No, Hillary Clinton shouldn't be winning

Sean Wilentz spun a fantasy in his Salon piece about Clinton's electability. In the real world, it's Barack Obama who's more electable.

By Brad DeLong

Apr. 10, 2008 | Hillary Rodham Clinton has won fewer votes this spring in contested primaries than Barack Obama. She has persuaded fewer of her supporters to turn out for caucuses. She has won fewer pledged delegates. Yet Sean Wilentz writes that she "should be winning." And in response I say: "Huh?"

It turns out that when Sean Wilentz says that Hillary Clinton "should be winning" the race for the Democratic presidential nomination, what he means is that if all the Democratic caucuses and primaries had been winner-take-all, then "Clinton would now have 1,743 pledged delegates to Obama's 1,257."

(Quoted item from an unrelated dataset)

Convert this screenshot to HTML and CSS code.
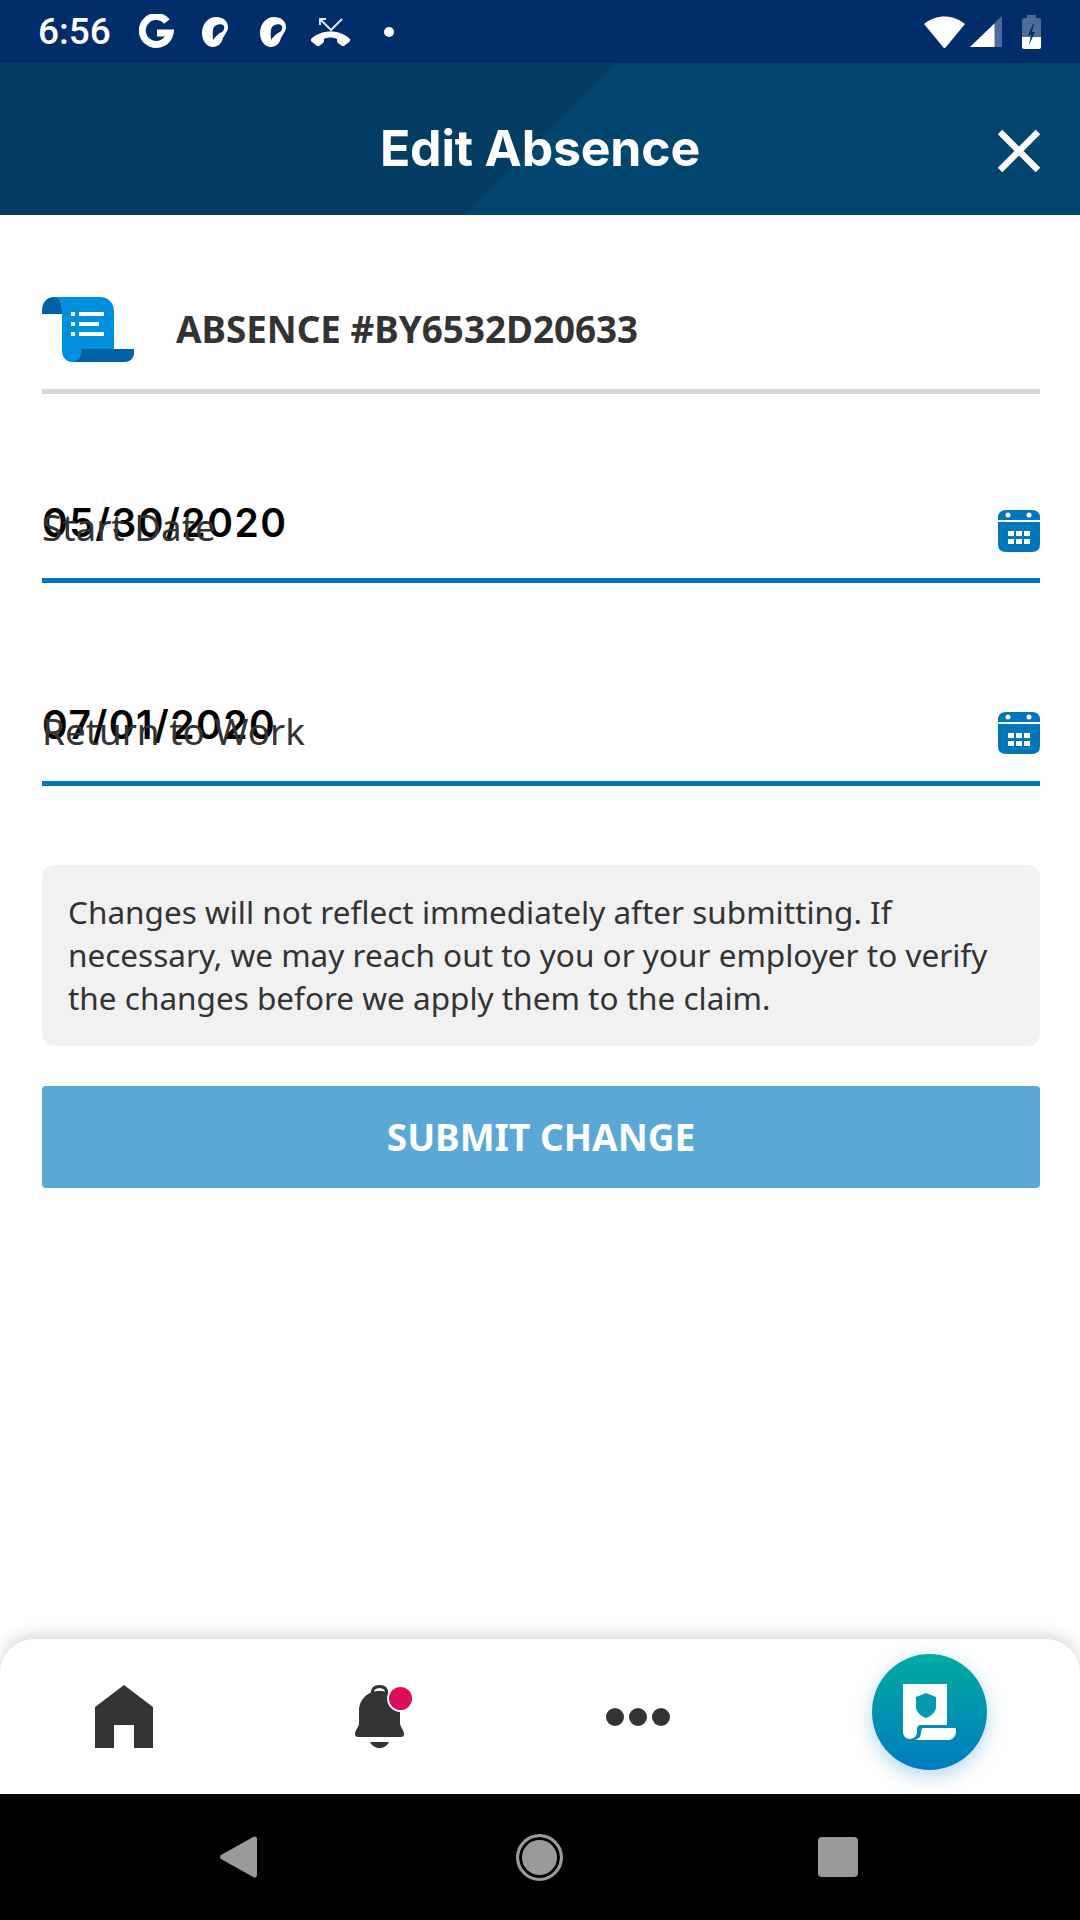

Sean Wilentz is a Yankees fan. I am a Red Sox fan. Perhaps Sean Wilentz could write that the American League championship should go to the team with the most hits instead of the most wins, which would have made the Yankees rather than the Red Sox the real champions last year. After all, isn't the real point of baseball to hit the ball and get on base? That's why it's called baseball, and not run-ball or win-ball, right? I would not find that argument convincing. Wilentz's winner-take-all gambit is a talking point, not an argument: "If my grandmother had wheels, she would be a bus" is rarely a persuasive line of reasoning. If the rules for winning delegates and the nomination had been different, the candidates would have run different campaigns and put their resources into different places and different proportions.

Is there another argument out there, one based on the way things actually work in 2008? Does Sean Wilentz have an argument that, say, a critical mass of superdelegates might take as a reason that they should support Hillary Clinton over Barack Obama for the Democratic presidential nomination? Reading through his piece, I see unsupported allegations of cheating, references to "blatantly anti-democratic maneuvers" by the Obama campaign, and "the same kind of tactics as George Bush's camp used in Florida in 2000." But I find two, and only two, things that I would take to be real arguments. They are interrelated:

1) "Clinton has won the popular vote in all ... large states [except Illinois]." Wilentz claims that Clinton is the stronger candidate because she would deliver big states in the fall.

2) "The latest state-by-state figures ... indicate that if the election were held today, Clinton would defeat McCain ... because of her lead in big, electoral-vote-rich states such as Florida, Ohio and Pennsylvania -- and McCain would beat Obama."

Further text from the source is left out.